In the Art of War one learns that the way to win battles to choose the battle grounds. The conservatives of the 1800s were eager to develop a new MODERN LOGIC. Modern Conservatives developed a paradoxical definition of "liberalism."

The Young Hegelians ran with the paradoxical definitions of liberal. They added to it a radicalized anti-religion.

Don't you get it?

The big split between Modern Conservatism and Modern Liberalism came from an extremely corrupt process.

If you defined "freedom" as "self-rule" and applied classical logic to the question of liberty, you come up with the conversation of the US Founding Fathers.

Now, lets get to the reason why I wrote this post.

Have you ever notice that certain "Conservatives" spend more time complaining about liberals than they spend on defining their own ideas?

These conservatives hold a very paradoxical and corrupted notion about what liberalism is.

Many on the left play the same game. They spend more time defining the position of their opposition than they spend defining their own position.

Have you ever read Karl Marx? Marx spent his entire career defining "capitalism" and never defined "communism" beyond vague notions of a workers' paradise.

I contend that the conservatives who spend their lives promoting a corrupted definition of freedom are as much an enemy to freedom as are the "modern liberals" who run with and promote the paradoxical view of freedom.

The solution to the division of the day is to recognize that both Modern Conservatism and Modern Liberalism are corrupt.

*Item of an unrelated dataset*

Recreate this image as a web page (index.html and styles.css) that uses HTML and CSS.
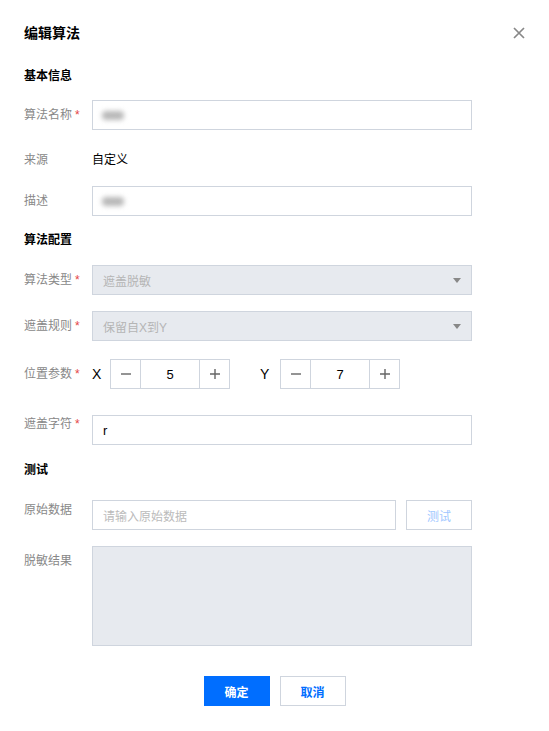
FILE: index.html
```
<!DOCTYPE html>
<html lang="zh">
<head>
<meta charset="utf-8">
<title>编辑算法</title>
<link rel="stylesheet" href="styles.css">
</head>
<body>
<div class="dialog">
  <div class="header">
    <div class="title">编辑算法</div>
    <svg class="close" width="12" height="12" viewBox="0 0 12 12"><path d="M1 1L11 11M11 1L1 11" stroke="#888" stroke-width="1.7" fill="none"/></svg>
  </div>

  <div class="section s1">基本信息</div>
  <div class="row r-name">
    <div class="label">算法名称<span class="star">*</span></div>
    <div class="input"><span class="blur"></span></div>
  </div>
  <div class="row r-source">
    <div class="label">来源</div>
    <div class="value">自定义</div>
  </div>
  <div class="row r-desc">
    <div class="label">描述</div>
    <div class="input"><span class="blur"></span></div>
  </div>

  <div class="section s2">算法配置</div>
  <div class="row r-type">
    <div class="label">算法类型<span class="star">*</span></div>
    <div class="input select"><span class="dis">遮盖脱敏</span><span class="caret"></span></div>
  </div>
  <div class="row r-rule">
    <div class="label">遮盖规则<span class="star">*</span></div>
    <div class="input select"><span class="dis">保留自X到Y</span><span class="caret"></span></div>
  </div>
  <div class="row r-pos">
    <div class="label">位置参数<span class="star">*</span></div>
    <div class="params">
      <span class="axis">X</span>
      <div class="stepper">
        <span class="btn"><svg width="12" height="12" viewBox="0 0 12 12"><path d="M1 6H11" stroke="#666" stroke-width="1.4"/></svg></span>
        <span class="num">5</span>
        <span class="btn"><svg width="12" height="12" viewBox="0 0 12 12"><path d="M1 6H11M6 1V11" stroke="#666" stroke-width="1.4"/></svg></span>
      </div>
      <span class="axis axis-y">Y</span>
      <div class="stepper">
        <span class="btn"><svg width="12" height="12" viewBox="0 0 12 12"><path d="M1 6H11" stroke="#666" stroke-width="1.4"/></svg></span>
        <span class="num">7</span>
        <span class="btn"><svg width="12" height="12" viewBox="0 0 12 12"><path d="M1 6H11M6 1V11" stroke="#666" stroke-width="1.4"/></svg></span>
      </div>
    </div>
  </div>
  <div class="row r-mask">
    <div class="label top lt-mask">遮盖字符<span class="star">*</span></div>
    <div class="input"><span class="text">r</span></div>
  </div>

  <div class="section s3">测试</div>
  <div class="row r-raw">
    <div class="label top lt-raw">原始数据</div>
    <div class="input raw"><span class="ph">请输入原始数据</span></div>
    <button class="test">测试</button>
  </div>
  <div class="row r-result">
    <div class="label top lt-result">脱敏结果</div>
    <div class="textarea"></div>
  </div>

  <div class="footer">
    <button class="primary">确定</button>
    <button class="cancel">取消</button>
  </div>
</div>
</body>
</html>
```
FILE: styles.css
```
* { box-sizing: border-box; }
body {
  margin: 0;
  background: #fff;
  font-family: "Liberation Sans", "Noto Sans CJK SC", sans-serif;
  font-size: 12px;
  color: #000;
}
.dialog { padding: 20px 24px 0; }
.header {
  display: flex;
  justify-content: space-between;
  align-items: center;
  height: 24px;
}
.title { font-size: 14px; font-weight: bold; color: #000; }
.close { display: block; margin-top: 1px; }

.section {
  font-weight: bold;
  line-height: 19px;
  height: 20px;
  padding-top: 1px;
  color: #000;
}
.s1 { margin-top: 22px; }
.s2 { margin-top: 14px; }
.s3 { margin-top: 15px; }

.row { display: flex; width: 448px; }
.label {
  width: 68px;
  flex-shrink: 0;
  color: #888;
  line-height: 29px;
  height: 30px;
  padding-top: 1px;
  white-space: nowrap;
}
.label.top { line-height: 16px; }
.lt-mask { padding-top: 1px; }
.lt-raw { padding-top: 2px; }
.lt-result { padding-top: 7px; }
.star { color: #e54545; margin-left: 3px; font-size: 12px; }

.r-name { margin-top: 14px; }
.r-source { margin-top: 15px; height: 30px; }
.r-desc { margin-top: 11px; }
.r-type { margin-top: 15px; }
.r-rule { margin-top: 16px; }
.r-pos { margin-top: 18px; }
.r-mask { margin-top: 26px; }
.r-raw { margin-top: 20px; }
.r-result { margin-top: 16px; }

.value { line-height: 29px; height: 30px; padding-top: 1px; color: #000; }

.input {
  width: 380px;
  height: 30px;
  border: 1px solid #cfd5de;
  padding: 0 10px;
  display: flex;
  align-items: center;
  background: #fff;
}
.blur {
  display: block;
  width: 22px;
  height: 9px;
  margin-left: -1px;
  background: #b8b8b8;
  border-radius: 4px;
  filter: blur(2.5px);
}
.select {
  background: #e7eaef;
  justify-content: space-between;
}
.dis { color: #b5b5b5; }
.caret {
  width: 0;
  height: 0;
  border-left: 4px solid transparent;
  border-right: 4px solid transparent;
  border-top: 5px solid #888;
}
.text { color: #000; font-size: 13px; }

.params { display: flex; align-items: center; }
.axis { font-size: 14px; width: 18px; color: #000; }
.axis-y { margin-left: 30px; width: 20px; }
.stepper {
  display: flex;
  height: 30px;
  border: 1px solid #cfd5de;
}
.stepper .btn {
  width: 29px;
  display: flex;
  align-items: center;
  justify-content: center;
}
.stepper .num {
  width: 60px;
  border-left: 1px solid #cfd5de;
  border-right: 1px solid #cfd5de;
  display: flex;
  align-items: center;
  justify-content: center;
  font-size: 13px;
}

.raw { width: 304px; }
.ph { color: #bbb; }
.test {
  margin-left: 10px;
  width: 66px;
  height: 30px;
  border: 1px solid #cfd5de;
  background: #fff;
  color: #9fc7ff;
  font-family: inherit;
  font-size: 12px;
  padding: 0;
}
.textarea {
  width: 380px;
  height: 100px;
  border: 1px solid #cfd5de;
  background: #e7eaef;
}

.footer {
  display: flex;
  justify-content: center;
  gap: 10px;
  margin-top: 30px;
  margin-left: -24px;
  margin-right: -24px;
}
.footer button {
  width: 66px;
  height: 30px;
  font-family: inherit;
  font-size: 12px;
  font-weight: bold;
  padding: 0;
}
.primary {
  background: #006eff;
  border: 1px solid #006eff;
  color: #fff;
}
.cancel {
  background: #fff;
  border: 1px solid #cfd5de;
  color: #006eff;
}
```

The Left/Right split came from corrupt intellectual traditions of Europe. The best way to restore America would be to recognize Modern Conservatism, Modern Liberalism and the Left/Right split as a mistake and to start a new conversation about liberty based on classical logic.

I really like the term "Classical Liberal" to refer to the application of classical logic to the question of liberty, with liberty defined as self-rule. Kingdom is rule by a king. Freedom is a free people who rule over themselves.

Following this chain of thought might help us to restore the American Experiment in self-rule.